[Begin Data segment]

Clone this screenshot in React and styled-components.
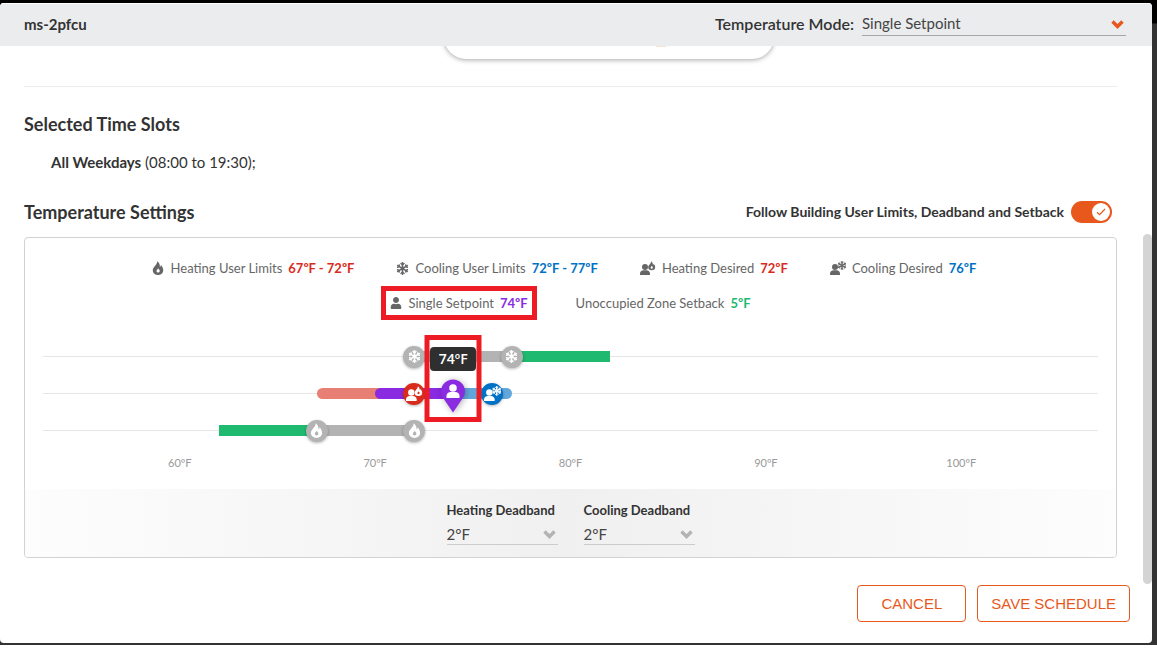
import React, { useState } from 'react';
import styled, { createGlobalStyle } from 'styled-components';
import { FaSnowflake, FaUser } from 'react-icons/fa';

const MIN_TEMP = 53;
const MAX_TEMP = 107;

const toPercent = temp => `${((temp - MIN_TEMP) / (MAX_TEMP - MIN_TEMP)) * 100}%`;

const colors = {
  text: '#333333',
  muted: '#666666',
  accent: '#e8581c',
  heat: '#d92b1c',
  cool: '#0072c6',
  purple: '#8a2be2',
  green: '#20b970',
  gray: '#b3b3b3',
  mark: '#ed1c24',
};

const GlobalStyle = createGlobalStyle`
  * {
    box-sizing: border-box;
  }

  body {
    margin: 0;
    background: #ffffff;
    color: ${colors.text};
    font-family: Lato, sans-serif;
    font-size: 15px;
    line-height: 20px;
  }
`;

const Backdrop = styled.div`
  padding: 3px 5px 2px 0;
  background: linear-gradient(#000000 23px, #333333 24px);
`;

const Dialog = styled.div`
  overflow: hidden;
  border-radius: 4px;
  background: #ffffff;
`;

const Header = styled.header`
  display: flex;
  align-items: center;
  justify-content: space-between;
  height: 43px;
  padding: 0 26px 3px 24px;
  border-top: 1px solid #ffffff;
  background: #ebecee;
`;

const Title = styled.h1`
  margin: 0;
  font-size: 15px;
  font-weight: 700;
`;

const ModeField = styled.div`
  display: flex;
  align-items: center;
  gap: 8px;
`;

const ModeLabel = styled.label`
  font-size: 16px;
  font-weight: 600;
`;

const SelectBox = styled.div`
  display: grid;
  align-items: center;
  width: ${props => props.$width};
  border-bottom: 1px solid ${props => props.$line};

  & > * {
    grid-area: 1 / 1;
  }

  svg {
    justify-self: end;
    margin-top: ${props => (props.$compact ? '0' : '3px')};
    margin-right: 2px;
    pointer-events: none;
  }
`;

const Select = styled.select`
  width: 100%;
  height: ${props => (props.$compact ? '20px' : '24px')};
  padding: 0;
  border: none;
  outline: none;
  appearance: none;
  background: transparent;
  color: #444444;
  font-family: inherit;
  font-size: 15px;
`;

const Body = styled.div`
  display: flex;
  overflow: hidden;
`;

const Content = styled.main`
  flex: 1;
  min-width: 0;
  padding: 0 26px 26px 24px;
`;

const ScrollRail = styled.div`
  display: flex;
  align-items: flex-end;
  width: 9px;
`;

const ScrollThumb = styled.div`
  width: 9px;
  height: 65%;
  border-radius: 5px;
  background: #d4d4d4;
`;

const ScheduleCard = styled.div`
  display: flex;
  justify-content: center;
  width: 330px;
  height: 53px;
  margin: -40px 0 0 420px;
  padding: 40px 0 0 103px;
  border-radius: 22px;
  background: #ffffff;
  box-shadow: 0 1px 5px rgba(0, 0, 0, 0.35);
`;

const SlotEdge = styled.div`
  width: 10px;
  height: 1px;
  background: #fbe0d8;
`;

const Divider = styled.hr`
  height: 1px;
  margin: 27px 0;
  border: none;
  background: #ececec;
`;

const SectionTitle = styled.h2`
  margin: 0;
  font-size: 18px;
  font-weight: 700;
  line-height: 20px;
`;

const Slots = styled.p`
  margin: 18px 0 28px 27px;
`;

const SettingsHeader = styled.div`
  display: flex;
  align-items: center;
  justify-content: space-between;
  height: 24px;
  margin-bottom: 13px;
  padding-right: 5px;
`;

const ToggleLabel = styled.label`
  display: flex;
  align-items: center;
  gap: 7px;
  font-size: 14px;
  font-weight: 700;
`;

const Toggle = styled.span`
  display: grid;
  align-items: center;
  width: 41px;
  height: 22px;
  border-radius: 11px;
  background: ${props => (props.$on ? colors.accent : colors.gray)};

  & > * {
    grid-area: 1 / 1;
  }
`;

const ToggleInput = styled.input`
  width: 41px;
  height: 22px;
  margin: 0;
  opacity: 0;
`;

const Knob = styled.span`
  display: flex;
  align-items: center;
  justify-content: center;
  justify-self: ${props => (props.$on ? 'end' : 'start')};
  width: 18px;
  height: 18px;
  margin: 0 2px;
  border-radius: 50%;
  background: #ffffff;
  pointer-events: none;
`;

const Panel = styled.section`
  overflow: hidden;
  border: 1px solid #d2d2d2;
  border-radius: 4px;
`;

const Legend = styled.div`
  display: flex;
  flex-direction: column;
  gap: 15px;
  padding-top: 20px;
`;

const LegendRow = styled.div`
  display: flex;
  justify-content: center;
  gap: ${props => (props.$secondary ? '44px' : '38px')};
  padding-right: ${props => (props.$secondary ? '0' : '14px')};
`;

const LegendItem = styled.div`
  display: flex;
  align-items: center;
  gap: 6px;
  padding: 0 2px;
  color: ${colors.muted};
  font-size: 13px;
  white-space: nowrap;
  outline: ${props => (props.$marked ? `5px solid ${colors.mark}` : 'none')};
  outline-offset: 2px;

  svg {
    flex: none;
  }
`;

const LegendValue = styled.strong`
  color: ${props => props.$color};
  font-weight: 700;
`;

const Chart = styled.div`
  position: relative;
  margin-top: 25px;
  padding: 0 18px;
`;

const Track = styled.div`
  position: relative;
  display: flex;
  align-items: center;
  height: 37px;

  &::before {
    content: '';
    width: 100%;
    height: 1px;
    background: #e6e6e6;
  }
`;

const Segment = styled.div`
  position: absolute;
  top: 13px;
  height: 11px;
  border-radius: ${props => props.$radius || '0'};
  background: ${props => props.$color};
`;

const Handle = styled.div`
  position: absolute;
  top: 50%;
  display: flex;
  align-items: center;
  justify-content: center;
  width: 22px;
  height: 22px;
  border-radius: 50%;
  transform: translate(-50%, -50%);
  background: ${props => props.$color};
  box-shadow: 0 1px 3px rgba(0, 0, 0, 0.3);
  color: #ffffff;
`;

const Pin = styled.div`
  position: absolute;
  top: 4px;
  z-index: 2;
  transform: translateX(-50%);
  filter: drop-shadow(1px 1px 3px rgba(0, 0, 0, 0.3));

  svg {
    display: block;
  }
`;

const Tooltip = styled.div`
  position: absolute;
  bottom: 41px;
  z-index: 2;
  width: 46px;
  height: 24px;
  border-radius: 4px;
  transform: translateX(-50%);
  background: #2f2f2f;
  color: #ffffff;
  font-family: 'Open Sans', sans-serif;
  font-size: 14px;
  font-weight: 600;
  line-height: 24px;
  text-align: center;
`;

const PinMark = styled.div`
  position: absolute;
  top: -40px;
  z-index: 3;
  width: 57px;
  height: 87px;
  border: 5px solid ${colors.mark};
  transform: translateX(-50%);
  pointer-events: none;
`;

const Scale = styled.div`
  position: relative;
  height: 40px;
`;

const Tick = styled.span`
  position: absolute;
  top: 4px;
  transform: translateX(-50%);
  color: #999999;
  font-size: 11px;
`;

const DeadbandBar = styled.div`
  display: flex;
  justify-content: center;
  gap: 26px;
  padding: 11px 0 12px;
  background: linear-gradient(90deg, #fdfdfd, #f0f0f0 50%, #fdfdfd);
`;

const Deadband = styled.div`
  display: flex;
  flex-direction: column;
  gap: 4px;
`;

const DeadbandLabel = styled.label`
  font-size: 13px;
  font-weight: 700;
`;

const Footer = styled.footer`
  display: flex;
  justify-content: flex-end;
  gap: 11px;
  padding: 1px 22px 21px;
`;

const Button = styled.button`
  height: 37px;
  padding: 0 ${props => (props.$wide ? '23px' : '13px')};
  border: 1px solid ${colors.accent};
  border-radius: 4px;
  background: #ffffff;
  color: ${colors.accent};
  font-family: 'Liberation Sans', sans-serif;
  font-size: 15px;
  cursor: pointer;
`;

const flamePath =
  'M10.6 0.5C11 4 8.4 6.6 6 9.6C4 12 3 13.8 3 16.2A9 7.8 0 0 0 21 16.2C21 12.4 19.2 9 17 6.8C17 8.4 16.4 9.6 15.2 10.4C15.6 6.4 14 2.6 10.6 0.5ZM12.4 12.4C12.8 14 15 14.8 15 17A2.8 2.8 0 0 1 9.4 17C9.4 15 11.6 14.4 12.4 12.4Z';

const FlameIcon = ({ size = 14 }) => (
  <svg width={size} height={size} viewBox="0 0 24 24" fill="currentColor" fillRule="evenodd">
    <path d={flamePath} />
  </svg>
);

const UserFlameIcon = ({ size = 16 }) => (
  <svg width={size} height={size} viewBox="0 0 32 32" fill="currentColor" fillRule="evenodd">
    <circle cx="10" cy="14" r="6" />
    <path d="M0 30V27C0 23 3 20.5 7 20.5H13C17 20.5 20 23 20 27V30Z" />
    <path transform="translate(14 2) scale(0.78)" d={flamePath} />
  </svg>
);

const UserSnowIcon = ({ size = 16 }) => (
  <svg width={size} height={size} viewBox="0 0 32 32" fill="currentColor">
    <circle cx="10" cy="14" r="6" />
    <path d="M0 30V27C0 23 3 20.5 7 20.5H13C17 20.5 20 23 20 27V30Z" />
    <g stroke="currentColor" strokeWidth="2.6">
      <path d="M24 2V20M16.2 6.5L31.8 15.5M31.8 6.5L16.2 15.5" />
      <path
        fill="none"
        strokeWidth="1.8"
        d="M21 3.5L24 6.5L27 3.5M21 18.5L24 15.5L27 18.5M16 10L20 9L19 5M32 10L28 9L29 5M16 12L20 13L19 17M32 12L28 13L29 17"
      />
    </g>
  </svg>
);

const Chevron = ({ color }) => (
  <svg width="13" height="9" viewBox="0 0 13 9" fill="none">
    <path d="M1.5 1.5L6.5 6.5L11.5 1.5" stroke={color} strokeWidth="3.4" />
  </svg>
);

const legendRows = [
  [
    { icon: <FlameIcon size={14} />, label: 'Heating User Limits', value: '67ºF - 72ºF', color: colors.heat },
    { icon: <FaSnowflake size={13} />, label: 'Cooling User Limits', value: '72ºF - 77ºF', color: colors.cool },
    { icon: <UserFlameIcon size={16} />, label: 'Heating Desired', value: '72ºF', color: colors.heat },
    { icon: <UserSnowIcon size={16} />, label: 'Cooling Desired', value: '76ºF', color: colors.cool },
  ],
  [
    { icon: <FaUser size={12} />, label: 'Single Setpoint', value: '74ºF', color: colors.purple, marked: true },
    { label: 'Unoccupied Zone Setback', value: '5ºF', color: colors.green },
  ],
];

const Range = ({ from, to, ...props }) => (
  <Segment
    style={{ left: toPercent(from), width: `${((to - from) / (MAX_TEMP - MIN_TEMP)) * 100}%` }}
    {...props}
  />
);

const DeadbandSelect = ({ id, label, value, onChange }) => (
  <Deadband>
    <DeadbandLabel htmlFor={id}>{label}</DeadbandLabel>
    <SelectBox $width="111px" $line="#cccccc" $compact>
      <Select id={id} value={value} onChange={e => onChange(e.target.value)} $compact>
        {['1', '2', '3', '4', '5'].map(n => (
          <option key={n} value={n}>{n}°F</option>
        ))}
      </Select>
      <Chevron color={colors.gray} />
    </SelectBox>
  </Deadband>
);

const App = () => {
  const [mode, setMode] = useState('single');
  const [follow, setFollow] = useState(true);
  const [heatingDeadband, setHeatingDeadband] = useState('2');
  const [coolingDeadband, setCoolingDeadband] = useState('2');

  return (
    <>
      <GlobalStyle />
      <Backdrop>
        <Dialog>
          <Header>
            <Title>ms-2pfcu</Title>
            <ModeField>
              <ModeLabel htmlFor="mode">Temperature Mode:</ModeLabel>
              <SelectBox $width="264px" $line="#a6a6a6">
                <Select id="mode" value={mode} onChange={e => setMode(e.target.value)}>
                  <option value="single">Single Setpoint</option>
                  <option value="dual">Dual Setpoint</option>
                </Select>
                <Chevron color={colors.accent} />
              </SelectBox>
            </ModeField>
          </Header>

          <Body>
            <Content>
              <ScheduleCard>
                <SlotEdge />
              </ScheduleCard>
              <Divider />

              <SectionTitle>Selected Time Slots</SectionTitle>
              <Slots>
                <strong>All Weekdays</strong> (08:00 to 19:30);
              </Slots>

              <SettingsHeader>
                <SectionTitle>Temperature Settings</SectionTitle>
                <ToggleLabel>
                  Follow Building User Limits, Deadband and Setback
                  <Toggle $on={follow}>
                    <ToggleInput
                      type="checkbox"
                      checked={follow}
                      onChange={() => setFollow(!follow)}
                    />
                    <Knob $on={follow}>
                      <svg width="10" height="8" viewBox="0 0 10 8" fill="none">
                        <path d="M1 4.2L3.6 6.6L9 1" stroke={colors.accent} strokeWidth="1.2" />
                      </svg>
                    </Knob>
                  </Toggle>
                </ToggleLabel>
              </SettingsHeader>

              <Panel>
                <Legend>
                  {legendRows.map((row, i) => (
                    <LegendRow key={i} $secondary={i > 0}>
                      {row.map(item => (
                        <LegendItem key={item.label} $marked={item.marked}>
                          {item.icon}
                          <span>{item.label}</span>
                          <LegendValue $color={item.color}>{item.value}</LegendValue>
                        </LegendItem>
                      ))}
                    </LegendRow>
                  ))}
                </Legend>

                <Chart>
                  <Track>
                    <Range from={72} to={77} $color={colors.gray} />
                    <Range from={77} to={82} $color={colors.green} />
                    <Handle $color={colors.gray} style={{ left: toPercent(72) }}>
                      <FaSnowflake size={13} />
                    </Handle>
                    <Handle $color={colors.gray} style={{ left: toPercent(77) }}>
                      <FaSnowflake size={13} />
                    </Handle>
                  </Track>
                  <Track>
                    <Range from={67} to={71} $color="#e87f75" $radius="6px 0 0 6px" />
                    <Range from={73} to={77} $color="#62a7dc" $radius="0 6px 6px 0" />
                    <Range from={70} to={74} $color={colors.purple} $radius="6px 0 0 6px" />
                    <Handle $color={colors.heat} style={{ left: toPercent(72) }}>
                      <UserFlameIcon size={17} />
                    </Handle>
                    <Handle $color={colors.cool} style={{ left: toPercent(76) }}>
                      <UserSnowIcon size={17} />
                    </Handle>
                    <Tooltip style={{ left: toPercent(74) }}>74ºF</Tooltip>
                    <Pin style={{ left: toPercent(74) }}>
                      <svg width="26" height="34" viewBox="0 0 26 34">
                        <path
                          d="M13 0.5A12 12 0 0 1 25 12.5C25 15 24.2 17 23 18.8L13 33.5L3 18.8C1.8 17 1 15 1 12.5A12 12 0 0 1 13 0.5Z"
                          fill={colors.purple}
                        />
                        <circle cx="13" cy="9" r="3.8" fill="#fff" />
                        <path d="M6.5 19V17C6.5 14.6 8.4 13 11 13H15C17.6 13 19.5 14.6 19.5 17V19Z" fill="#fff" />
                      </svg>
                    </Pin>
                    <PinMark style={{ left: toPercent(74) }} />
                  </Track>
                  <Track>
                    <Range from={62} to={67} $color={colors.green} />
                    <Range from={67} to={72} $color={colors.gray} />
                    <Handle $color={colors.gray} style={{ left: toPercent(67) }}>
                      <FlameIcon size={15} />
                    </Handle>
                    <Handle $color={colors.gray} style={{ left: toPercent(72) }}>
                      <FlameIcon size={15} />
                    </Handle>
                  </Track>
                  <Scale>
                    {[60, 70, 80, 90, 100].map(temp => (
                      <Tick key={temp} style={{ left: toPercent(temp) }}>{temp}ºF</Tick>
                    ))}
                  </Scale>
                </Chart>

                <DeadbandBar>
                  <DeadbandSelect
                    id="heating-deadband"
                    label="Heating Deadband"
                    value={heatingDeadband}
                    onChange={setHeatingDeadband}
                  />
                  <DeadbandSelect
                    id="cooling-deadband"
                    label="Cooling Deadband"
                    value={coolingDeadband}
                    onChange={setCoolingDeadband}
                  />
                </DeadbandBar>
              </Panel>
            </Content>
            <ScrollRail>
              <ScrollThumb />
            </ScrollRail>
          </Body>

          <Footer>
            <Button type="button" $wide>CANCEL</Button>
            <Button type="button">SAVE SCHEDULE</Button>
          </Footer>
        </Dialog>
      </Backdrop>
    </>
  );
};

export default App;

[End Data segment]

→ **Exercise goal**:
Restate the data word for word from its first line through the line with "const toPercent = temp", leaving out any picture along the way.

→ **Exercise response**:
Clone this screenshot in React and styled-components.
import React, { useState } from 'react';
import styled, { createGlobalStyle } from 'styled-components';
import { FaSnowflake, FaUser } from 'react-icons/fa';

const MIN_TEMP = 53;
const MAX_TEMP = 107;

const toPercent = temp => `${((temp - MIN_TEMP) / (MAX_TEMP - MIN_TEMP)) * 100}%`;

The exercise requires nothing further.